2005, 2,280 megawatts by January 1, 2007, and 2,880 megawatts by January 1, 2009.

(b) The commission shall establish a renewable energy credits trading program. Any retail electric provider, municipally owned utility, or electric cooperative that does not satisfy the requirements of Subsection (a) by directly owning or purchasing capacity using renewable energy technologies shall purchase

sufficient renewable energy credits to satisfy the requirements by holding renewable energy credits in lieu of capacity from renewable energy technologies.

(c) Not later than January 1, 2000, the commission shall adopt rules necessary to administer and enforce this section. At a minimum, the rules shall:

(1) establish the minimum annual renewable energy requirement for each retail electric provider, municipally owned utility, and electric cooperative operating in this state in a manner reasonably calculated by the commission to produce, on a statewide basis, compliance with the requirement prescribed by Subsection (a); and

(2) specify reasonable performance standards that all renewable capacity additions must meet to count against the requirement prescribed by Subsection (a) and that:

(A) are designed and operated so as to maximize the energy output from the capacity additions in accordance with then-current industry standards; and

(B) encourage the development, construction, and operation of new renewable energy projects at those sites in this state that have the greatest economic potential for capture and development of this state's environmentally beneficial renewable resources.

(d) In this section, "renewable energy technology" means any technology that exclusively relies on an energy source that is naturally regenerated over a short time and derived directly from the sun, indirectly from the sun, or from moving water or other natural movements and mechanisms of the environment. Renewable energy technologies include those that rely on energy derived directly from the sun, on wind, geothermal, hydroelectric, wave, or tidal energy, or on biomass or biomass-based waste products, including landfill gas. A renewable energy technology does not rely on energy resources derived from fossil fuels, waste products from fossil fuels, or waste products from inorganic sources.

(e) A municipally owned utility operating a gas distribution system may credit toward satisfaction of the requirements of this section any production or acquisition of landfill gas supplied to the gas distribution system, based on conversion to kilowatt hours of the thermal energy content in British thermal units of the renewable source and using for the conversion factor the annual heat rate of the most efficient gas-fired unit of the combined

utility's electric system as measured in British thermal units per kilowatt hour and using the British thermal unit measurement based on the higher heating value measurement.

(f) A municipally owned utility operating a gas distribution system may credit toward satisfaction of the requirements of this section any production or acquisition of landfill gas supplied to the gas distribution system, based on conversion to kilowatt hours of the thermal energy content in British thermal units of the renewable source and using for the conversion factor the systemwide average heat rate of the gas-fired units of the combined utility's

electric system as measured in British thermal units per kilowatt hour.

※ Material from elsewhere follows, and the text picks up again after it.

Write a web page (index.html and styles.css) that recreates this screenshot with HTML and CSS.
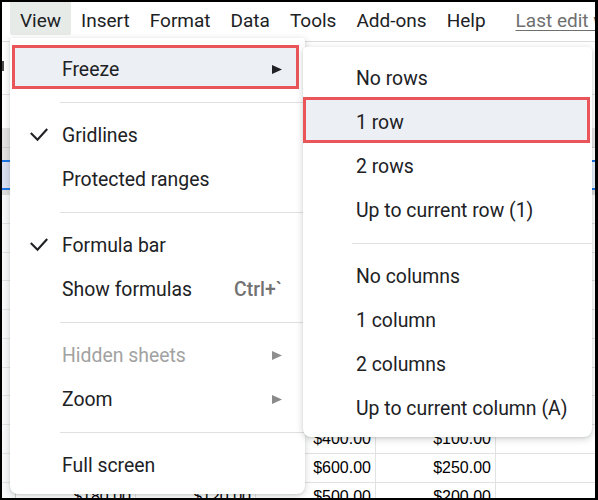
FILE: index.html
```html
<!DOCTYPE html>
<html>
<head>
<meta charset="utf-8">
<link rel="stylesheet" href="styles.css">
</head>
<body>
<div class="frame">
  <div class="menubar">
    <span class="mb-item active">View</span>
    <span class="mb-item">Insert</span>
    <span class="mb-item">Format</span>
    <span class="mb-item">Data</span>
    <span class="mb-item">Tools</span>
    <span class="mb-item">Add-ons</span>
    <span class="mb-item">Help</span>
    <span class="last-edit">Last edit was seconds ago</span>
  </div>
  <div class="toolbar"><span class="tb-frag"></span></div>
  <div class="formulabar"></div>
  <div class="grid">
    <div class="row colhead"><div class="rh"></div><div class="c"></div><div class="c"></div><div class="c"></div><div class="c"></div><div class="c"></div></div>
    <div class="row blank"><div class="rh"></div><div class="c"></div><div class="c"></div><div class="c"></div><div class="c"></div><div class="c"></div></div>
    <div class="row selrow"><div class="rh"></div><div class="c"></div><div class="c"></div><div class="c"></div><div class="c"></div><div class="c"></div></div>
    <div class="freezebar"></div>
    <div class="row data"><div class="rh"></div><div class="c"></div><div class="c"></div><div class="c"></div><div class="c"></div><div class="c"></div></div>
    <div class="row data"><div class="rh"></div><div class="c"></div><div class="c"></div><div class="c"></div><div class="c"></div><div class="c"></div></div>
    <div class="row data"><div class="rh"></div><div class="c"></div><div class="c"></div><div class="c"></div><div class="c"></div><div class="c"></div></div>
    <div class="row data"><div class="rh"></div><div class="c"></div><div class="c"></div><div class="c"></div><div class="c"></div><div class="c"></div></div>
    <div class="row data"><div class="rh"></div><div class="c"></div><div class="c"></div><div class="c"></div><div class="c"></div><div class="c"></div></div>
    <div class="row data"><div class="rh"></div><div class="c"></div><div class="c"></div><div class="c"></div><div class="c"></div><div class="c"></div></div>
    <div class="row data"><div class="rh"></div><div class="c"></div><div class="c"></div><div class="c"></div><div class="c"></div><div class="c"></div></div>
    <div class="row data"><div class="rh"></div><div class="c"></div><div class="c"></div><div class="c"></div><div class="c"></div><div class="c"></div></div>
    <div class="row data"><div class="rh"></div><div class="c"></div><div class="c"></div><div class="c">$400.00</div><div class="c">$100.00</div><div class="c"></div></div>
    <div class="row data"><div class="rh"></div><div class="c"></div><div class="c"></div><div class="c">$600.00</div><div class="c">$250.00</div><div class="c"></div></div>
    <div class="row data"><div class="rh"></div><div class="c">$180.00</div><div class="c">$120.00</div><div class="c">$500.00</div><div class="c">$200.00</div><div class="c"></div></div>
  </div>

  <div class="menu main-menu">
    <div class="item annotated box-main"><span class="slot"></span><span class="label">Freeze</span><svg class="arrow" width="10" height="9" viewBox="0 0 10 9"><polygon points="0,0 10,4.5 0,9" fill="#202124"/></svg></div>
    <div class="sep"></div>
    <div class="item"><span class="slot"><svg width="18" height="14" viewBox="0 0 18 14"><path d="M0.8 5 L7.5 11.8 L17.2 1" fill="none" stroke="#202124" stroke-width="2.1"/></svg></span><span class="label">Gridlines</span></div>
    <div class="item"><span class="slot"></span><span class="label">Protected ranges</span></div>
    <div class="sep"></div>
    <div class="item"><span class="slot"><svg width="18" height="14" viewBox="0 0 18 14"><path d="M0.8 5 L7.5 11.8 L17.2 1" fill="none" stroke="#202124" stroke-width="2.1"/></svg></span><span class="label">Formula bar</span></div>
    <div class="item"><span class="slot"></span><span class="label">Show formulas</span><span class="shortcut">Ctrl+`</span></div>
    <div class="sep"></div>
    <div class="item disabled"><span class="slot"></span><span class="label">Hidden sheets</span><svg class="arrow" width="10" height="9" viewBox="0 0 10 9"><polygon points="0,0 10,4.5 0,9" fill="#8f8f8f"/></svg></div>
    <div class="item"><span class="slot"></span><span class="label">Zoom</span><svg class="arrow" width="10" height="9" viewBox="0 0 10 9"><polygon points="0,0 10,4.5 0,9" fill="#8a8a8a"/></svg></div>
    <div class="sep"></div>
    <div class="item"><span class="slot"></span><span class="label">Full screen</span></div>
  </div>

  <div class="menu sub-menu">
    <div class="item"><span class="label">No rows</span></div>
    <div class="item annotated box-sub"><span class="label">1 row</span></div>
    <div class="item"><span class="label">2 rows</span></div>
    <div class="item"><span class="label">Up to current row (1)</span></div>
    <div class="sep"></div>
    <div class="item"><span class="label">No columns</span></div>
    <div class="item"><span class="label">1 column</span></div>
    <div class="item"><span class="label">2 columns</span></div>
    <div class="item"><span class="label">Up to current column (A)</span></div>
  </div>
</div>
</body>
</html>
```

FILE: styles.css
```css
html, body {
  margin: 0;
  padding: 0;
  background: #fff;
}
.frame {
  position: relative;
  width: 598px;
  height: 500px;
  box-sizing: border-box;
  border: 2px solid #000;
  border-right-width: 3px;
  overflow: hidden;
  background: #fff;
  font-family: Roboto, "Liberation Sans", sans-serif;
}

/* menu bar */
.menubar {
  height: 40px;
  box-sizing: border-box;
  border-bottom: 1px solid #dadce0;
  display: flex;
  align-items: flex-start;
  padding-left: 8px;
  white-space: nowrap;
  font-size: 19px;
  color: #202124;
}
.mb-item {
  height: 33px;
  box-sizing: border-box;
  padding: 4px 10px 0;
  line-height: 29px;
}
.mb-item.active {
  background: #e6ebe8;
  border-radius: 0 0 2px 2px;
}
.last-edit {
  margin-left: 20px;
  padding-top: 4px;
  line-height: 29px;
  color: #6f6f6f;
  text-decoration: underline;
  text-underline-offset: 3px;
}

/* toolbar + formula bar */
.toolbar {
  height: 53px;
  box-sizing: border-box;
  padding-top: 19px;
  border-bottom: 1px solid #e3e3e3;
}
.tb-frag {
  display: block;
  width: 2px;
  height: 10px;
  background: #4a4a4a;
}
.formulabar {
  height: 33px;
}

/* grid */
.grid {
  font-family: "Liberation Sans", Arial, sans-serif;
  font-size: 16px;
  color: #000;
}
.row {
  display: grid;
  grid-template-columns: 14px 120px 120px 120px 120px 120px;
  box-sizing: border-box;
}
.row .c {
  border-right: 1px solid #e2e2e2;
  text-align: right;
  padding-right: 4px;
  white-space: nowrap;
}
.row .rh {
  border-right: 1px solid #cfcfcf;
  background: #f8f9fa;
}
.colhead {
  height: 20px;
  background: #e8e8e8;
  border-bottom: 1px solid #cdcdcd;
}
.colhead .rh { background: #e2e2e2; }
.blank {
  height: 12px;
}
.blank .rh { background: #e2e2e2; }
.selrow {
  height: 30px;
  background: #e8f0fe;
  border-top: 2px solid #1a73e8;
  border-bottom: 2px solid #1a73e8;
}
.selrow .rh { background: #d9def0; }
.freezebar {
  height: 5px;
  background: #dcdcdc;
}
.data {
  height: 28.75px;
  border-bottom: 1px solid #e2e2e2;
  line-height: 27px;
}

/* menus */
.menu {
  position: absolute;
  background: #fff;
  box-shadow: 0 2px 6px 1px rgba(60, 64, 67, 0.18), 0 1px 2px rgba(60, 64, 67, 0.12);
  font-size: 19.4px;
  color: #202124;
  white-space: nowrap;
}
.main-menu {
  left: 8px;
  top: 36px;
  width: 295px;
  padding: 9px 0 7px;
  border-radius: 2px 2px 8px 8px;
  z-index: 2;
}
.sub-menu {
  left: 301px;
  top: 45px;
  width: 289px;
  padding: 9px 0 7px;
  border-radius: 4px 4px 8px 8px;
  z-index: 3;
}
.item {
  position: relative;
  display: flex;
  align-items: center;
  height: 44px;
  box-sizing: border-box;
  padding-left: 20px;
  padding-right: 23px;
}
.sub-menu .item {
  padding-left: 53px;
}
.slot {
  width: 32px;
  display: flex;
  align-items: center;
  position: relative;
  z-index: 1;
}
.label {
  flex: 1;
  position: relative;
  z-index: 1;
}
.arrow {
  position: relative;
  z-index: 1;
}
.shortcut {
  position: relative;
  z-index: 1;
  color: #727272;
  font-weight: 500;
}
.disabled {
  color: #a2a2a2;
}
.sep {
  height: 1px;
  margin: 11px 0 10px 50px;
  background: #e0e0e0;
}
.sub-menu .sep {
  margin-left: 49px;
}
.annotated::before {
  content: "";
  position: absolute;
  border: 3px solid #ea555a;
  background: #eceff3;
  z-index: 0;
}
.box-main::before {
  top: -2px;
  bottom: 2px;
  left: 2px;
  right: 6px;
}
.box-sub::before {
  top: -3px;
  bottom: 1px;
  left: 0;
  right: 2px;
}
```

Appendix B. RPS Regulatory Rule

The following text is the final RPS rule adopted by the Texas Public Utilities Commission:

§25.173.Goal for Renewable Energy.

(a)Purpose. The purpose of this section is to ensure that an additional 2,000 megawatts (MW) of generating capacity from renewable energy technologies is installed in Texas by 2009 pursuant to the Public Utility Regulatory Act (PURA) §39.904, to establish a renewable energy credits trading program that would ensure that the new renewable energy capacity is built in the most efficient and economical manner, to encourage the development, construction, and operation of new renewable energy resources at those sites in this state that have the greatest economic potential for capture and development of this state's environmentally beneficial resources, to protect and enhance the quality of the environment in Texas through increased use of renewable resources, to respond to customers' expressed preferences for renewable resources by ensuring that all customers have access to providers of energy generated by renewable energy resources pursuant to PURA §39.101(b)(3), and to ensure that the cumulative installed renewable capacity in Texas will be at least 2,880 MW by January 1, 2009.

(b)Application. This section applies to power generation companies as defined in §25.5 of this title (relating to definitions), and competitive retailers as defined in subsection (c) of this section. This section shall not apply to an electric utility subject to PURA §39.102(c) until the expiration of the utility's rate freeze period.

(c)Definitions.

(1)Competitive retailer—A municipally-owned utility, generation and transmission cooperative (G&T), or distribution cooperative that offers customer choice in the restructured competitive electric power market in Texas or a retail electric provider (REP) as defined in §25.5 of this title.

(2)Compliance period—A calendar year beginning January 1 and ending December 31 of each year in which renewable energy credits are required of a competitive retailer.

(3)Designated representative—A responsible natural person authorized by the owners or operators of a renewable resource to register that resource with the program administrator. The designated representative must have the authority to represent and legally bind the owners and operators of the renewable resource in all matters pertaining to the renewable energy credits trading program.

(4)Early banking—Awarding renewable energy credits (RECs) to generators for sale in the trading program prior to the program's first compliance period.

(5)Existing facilities—Renewable energy generators placed in service before September 1, 1999.

(6)Generation offset technology—Any renewable technology that reduces the demand for electricity at a site where a customer consumes electricity. An example of this technology is solar water heating.

(7)New facilities—Renewable energy generators placed in service on or after September 1, 1999. A new facility includes the incremental capacity and associated energy from an existing renewable facility achieved through repowering activities undertaken on or after September 1, 1999.

(8)Off-grid generation—The generation of renewable energy in an application that is not interconnected to a utility transmission or distribution system.

(9)Program administrator—The entity approved by the commission that is responsible for carrying out the administrative responsibilities related to the renewable energy credits trading program as set forth in subsection (g) of this section.

(10)REC offset (offset)—An REC offset represents one MWh of renewable energy from an existing facility that may be used in place of an REC to meet a renewable energy requirement imposed under this section. REC offsets may not be traded, shall be calculated as set forth in subsection (i) of this section, and shall be applied as set forth in subsection (h) of this section.

(11)Renewable energy credit (REC or credit)—An REC represents one megawatt hour (MWh) of renewable energy that is physically metered and verified in Texas and meets the requirements set forth in subsection (e) of this section.